→ **Supplied information**

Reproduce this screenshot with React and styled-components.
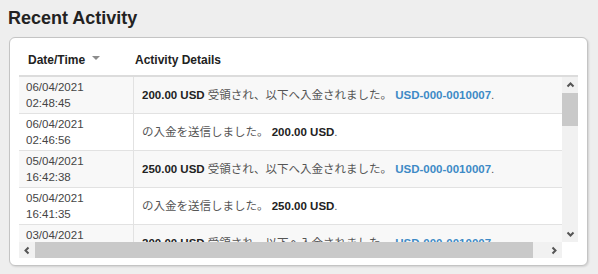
import React from 'react';
import styled, {createGlobalStyle} from 'styled-components';

const GlobalStyle = createGlobalStyle`
  html, body {
    margin: 0;
    background: #eeeeee;
  }
  body {
    font-family: "Liberation Sans", Arial, "Noto Sans CJK JP", sans-serif;
    color: #333;
  }
`;

const Page = styled.div`
  width: 598px;
  height: 274px;
  box-sizing: border-box;
  padding: 7px 0 0 9px;
`;

const Title = styled.h2`
  margin: 0 0 8px -1px;
  font-size: 18px;
  line-height: 22px;
  font-weight: bold;
  color: #222;
`;

const Panel = styled.div`
  width: 579px;
  box-sizing: border-box;
  background: #fff;
  border: 1px solid #c4c4c4;
  border-radius: 6px;
  box-shadow: 1px 1px 2px rgba(0, 0, 0, 0.12);
  padding: 0 9px 7px 9px;
`;

const HeaderRow = styled.div`
  display: flex;
  align-items: flex-end;
  height: 37px;
  padding-bottom: 7px;
  box-sizing: border-box;
  font-size: 12px;
  line-height: 16px;
  font-weight: bold;
  color: #222;
`;

const HeaderCell = styled.div`
  display: flex;
  align-items: center;
  gap: 7px;
  width: ${p => p.width ? p.width + 'px' : 'auto'};
  padding-left: ${p => p.pad}px;
  box-sizing: border-box;
`;

const Caret = styled.span`
  width: 0;
  height: 0;
  border-left: 4px solid transparent;
  border-right: 4px solid transparent;
  border-top: 4px solid #8c8c8c;
  margin-top: -5px;
`;

const ScrollArea = styled.div`
  display: grid;
  grid-template-columns: 543px 16px;
  grid-template-rows: 165px 16px;
  border-top: 2px solid #dcdcdc;
`;

const Viewport = styled.div`
  overflow: hidden;
`;

const Row = styled.div`
  display: flex;
  height: 37px;
  box-sizing: border-box;
  border-bottom: 1px solid #e2e2e2;
  background: ${p => p.alt ? '#f8f8f8' : '#fff'};
  font-size: 11.5px;
  line-height: 16px;
`;

const DateCell = styled.div`
  width: 115px;
  flex-shrink: 0;
  box-sizing: border-box;
  border-right: 1px solid #e2e2e2;
  padding: 2px 0 0 7px;
  color: #444;
`;

const DetailCell = styled.div`
  flex: 1;
  display: flex;
  align-items: center;
  padding-left: 8px;
  white-space: nowrap;
  color: #555;
`;

const Amount = styled.b`
  color: #222;
`;

const Account = styled.b`
  color: #3d8ac6;
`;

const VTrack = styled.div`
  display: flex;
  flex-direction: column;
  background: #f1f1f1;
`;

const HTrack = styled.div`
  display: flex;
  background: #f1f1f1;
`;

const ArrowBtn = styled.div`
  width: 16px;
  height: 16px;
  flex-shrink: 0;
  display: flex;
  align-items: center;
  justify-content: center;
`;

const Thumb = styled.div`
  background: #c9c9c9;
  flex-shrink: 0;
  width: ${p => p.horizontal ? p.size + 'px' : '100%'};
  height: ${p => p.horizontal ? '100%' : p.size + 'px'};
`;

const Spacer = styled.div`
  flex: 1;
`;

const Corner = styled.div`
  background: #fff;
`;

const arrows = {
  up: '1.5,5.5 4.5,2.5 7.5,5.5',
  down: '1.5,2.5 4.5,5.5 7.5,2.5',
  left: '5.5,1.5 2.5,4.5 5.5,7.5',
  right: '2.5,1.5 5.5,4.5 2.5,7.5',
};

function Arrow({dir}) {
  return (
    <ArrowBtn>
      <svg width="9" height="9" viewBox="0 0 9 9">
        <polyline points={arrows[dir]} fill="none" stroke="#555" strokeWidth="2" />
      </svg>
    </ArrowBtn>
  );
}

const activity = [
  {date: '06/04/2021', time: '02:48:45', type: 'in', amount: '200.00 USD'},
  {date: '06/04/2021', time: '02:46:56', type: 'out', amount: '200.00 USD'},
  {date: '05/04/2021', time: '16:42:38', type: 'in', amount: '250.00 USD'},
  {date: '05/04/2021', time: '16:41:35', type: 'out', amount: '250.00 USD'},
  {date: '03/04/2021', time: '11:20:14', type: 'in', amount: '200.00 USD'},
];

function Details({item}) {
  if (item.type === 'in') {
    return (
      <DetailCell>
        <Amount>{item.amount}</Amount>&nbsp;受領され、以下へ入金されました。&nbsp;<Account>USD-000-0010007</Account>.
      </DetailCell>
    );
  }
  return (
    <DetailCell>
      の入金を送信しました。&nbsp;<Amount>{item.amount}</Amount>.
    </DetailCell>
  );
}

export default function App() {
  return (
    <>
      <GlobalStyle />
      <Page>
        <Title>Recent Activity</Title>
        <Panel>
          <HeaderRow>
            <HeaderCell width={115} pad={9}>Date/Time <Caret /></HeaderCell>
            <HeaderCell pad={1}>Activity Details</HeaderCell>
          </HeaderRow>
          <ScrollArea>
            <Viewport>
              {activity.map((item, i) => (
                <Row key={i} alt={i % 2 === 0}>
                  <DateCell>{item.date}<br />{item.time}</DateCell>
                  <Details item={item} />
                </Row>
              ))}
            </Viewport>
            <VTrack>
              <Arrow dir="up" />
              <Thumb size={33} />
              <Spacer />
              <Arrow dir="down" />
            </VTrack>
            <HTrack>
              <Arrow dir="left" />
              <Thumb horizontal size={498} />
              <Spacer />
              <Arrow dir="right" />
            </HTrack>
            <Corner />
          </ScrollArea>
        </Panel>
      </Page>
    </>
  );
}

→ **Task brief**
Omit every picture while copying the listing above exactly.

→ **Problem solution**
Reproduce this screenshot with React and styled-components.
import React from 'react';
import styled, {createGlobalStyle} from 'styled-components';

const GlobalStyle = createGlobalStyle`
  html, body {
    margin: 0;
    background: #eeeeee;
  }
  body {
    font-family: "Liberation Sans", Arial, "Noto Sans CJK JP", sans-serif;
    color: #333;
  }
`;

const Page = styled.div`
  width: 598px;
  height: 274px;
  box-sizing: border-box;
  padding: 7px 0 0 9px;
`;

const Title = styled.h2`
  margin: 0 0 8px -1px;
  font-size: 18px;
  line-height: 22px;
  font-weight: bold;
  color: #222;
`;

const Panel = styled.div`
  width: 579px;
  box-sizing: border-box;
  background: #fff;
  border: 1px solid #c4c4c4;
  border-radius: 6px;
  box-shadow: 1px 1px 2px rgba(0, 0, 0, 0.12);
  padding: 0 9px 7px 9px;
`;

const HeaderRow = styled.div`
  display: flex;
  align-items: flex-end;
  height: 37px;
  padding-bottom: 7px;
  box-sizing: border-box;
  font-size: 12px;
  line-height: 16px;
  font-weight: bold;
  color: #222;
`;

const HeaderCell = styled.div`
  display: flex;
  align-items: center;
  gap: 7px;
  width: ${p => p.width ? p.width + 'px' : 'auto'};
  padding-left: ${p => p.pad}px;
  box-sizing: border-box;
`;

const Caret = styled.span`
  width: 0;
  height: 0;
  border-left: 4px solid transparent;
  border-right: 4px solid transparent;
  border-top: 4px solid #8c8c8c;
  margin-top: -5px;
`;

const ScrollArea = styled.div`
  display: grid;
  grid-template-columns: 543px 16px;
  grid-template-rows: 165px 16px;
  border-top: 2px solid #dcdcdc;
`;

const Viewport = styled.div`
  overflow: hidden;
`;

const Row = styled.div`
  display: flex;
  height: 37px;
  box-sizing: border-box;
  border-bottom: 1px solid #e2e2e2;
  background: ${p => p.alt ? '#f8f8f8' : '#fff'};
  font-size: 11.5px;
  line-height: 16px;
`;

const DateCell = styled.div`
  width: 115px;
  flex-shrink: 0;
  box-sizing: border-box;
  border-right: 1px solid #e2e2e2;
  padding: 2px 0 0 7px;
  color: #444;
`;

const DetailCell = styled.div`
  flex: 1;
  display: flex;
  align-items: center;
  padding-left: 8px;
  white-space: nowrap;
  color: #555;
`;

const Amount = styled.b`
  color: #222;
`;

const Account = styled.b`
  color: #3d8ac6;
`;

const VTrack = styled.div`
  display: flex;
  flex-direction: column;
  background: #f1f1f1;
`;

const HTrack = styled.div`
  display: flex;
  background: #f1f1f1;
`;

const ArrowBtn = styled.div`
  width: 16px;
  height: 16px;
  flex-shrink: 0;
  display: flex;
  align-items: center;
  justify-content: center;
`;

const Thumb = styled.div`
  background: #c9c9c9;
  flex-shrink: 0;
  width: ${p => p.horizontal ? p.size + 'px' : '100%'};
  height: ${p => p.horizontal ? '100%' : p.size + 'px'};
`;

const Spacer = styled.div`
  flex: 1;
`;

const Corner = styled.div`
  background: #fff;
`;

const arrows = {
  up: '1.5,5.5 4.5,2.5 7.5,5.5',
  down: '1.5,2.5 4.5,5.5 7.5,2.5',
  left: '5.5,1.5 2.5,4.5 5.5,7.5',
  right: '2.5,1.5 5.5,4.5 2.5,7.5',
};

function Arrow({dir}) {
  return (
    <ArrowBtn>
      <svg width="9" height="9" viewBox="0 0 9 9">
        <polyline points={arrows[dir]} fill="none" stroke="#555" strokeWidth="2" />
      </svg>
    </ArrowBtn>
  );
}

const activity = [
  {date: '06/04/2021', time: '02:48:45', type: 'in', amount: '200.00 USD'},
  {date: '06/04/2021', time: '02:46:56', type: 'out', amount: '200.00 USD'},
  {date: '05/04/2021', time: '16:42:38', type: 'in', amount: '250.00 USD'},
  {date: '05/04/2021', time: '16:41:35', type: 'out', amount: '250.00 USD'},
  {date: '03/04/2021', time: '11:20:14', type: 'in', amount: '200.00 USD'},
];

function Details({item}) {
  if (item.type === 'in') {
    return (
      <DetailCell>
        <Amount>{item.amount}</Amount>&nbsp;受領され、以下へ入金されました。&nbsp;<Account>USD-000-0010007</Account>.
      </DetailCell>
    );
  }
  return (
    <DetailCell>
      の入金を送信しました。&nbsp;<Amount>{item.amount}</Amount>.
    </DetailCell>
  );
}

export default function App() {
  return (
    <>
      <GlobalStyle />
      <Page>
        <Title>Recent Activity</Title>
        <Panel>
          <HeaderRow>
            <HeaderCell width={115} pad={9}>Date/Time <Caret /></HeaderCell>
            <HeaderCell pad={1}>Activity Details</HeaderCell>
          </HeaderRow>
          <ScrollArea>
            <Viewport>
              {activity.map((item, i) => (
                <Row key={i} alt={i % 2 === 0}>
                  <DateCell>{item.date}<br />{item.time}</DateCell>
                  <Details item={item} />
                </Row>
              ))}
            </Viewport>
            <VTrack>
              <Arrow dir="up" />
              <Thumb size={33} />
              <Spacer />
              <Arrow dir="down" />
            </VTrack>
            <HTrack>
              <Arrow dir="left" />
              <Thumb horizontal size={498} />
              <Spacer />
              <Arrow dir="right" />
            </HTrack>
            <Corner />
          </ScrollArea>
        </Panel>
      </Page>
    </>
  );
}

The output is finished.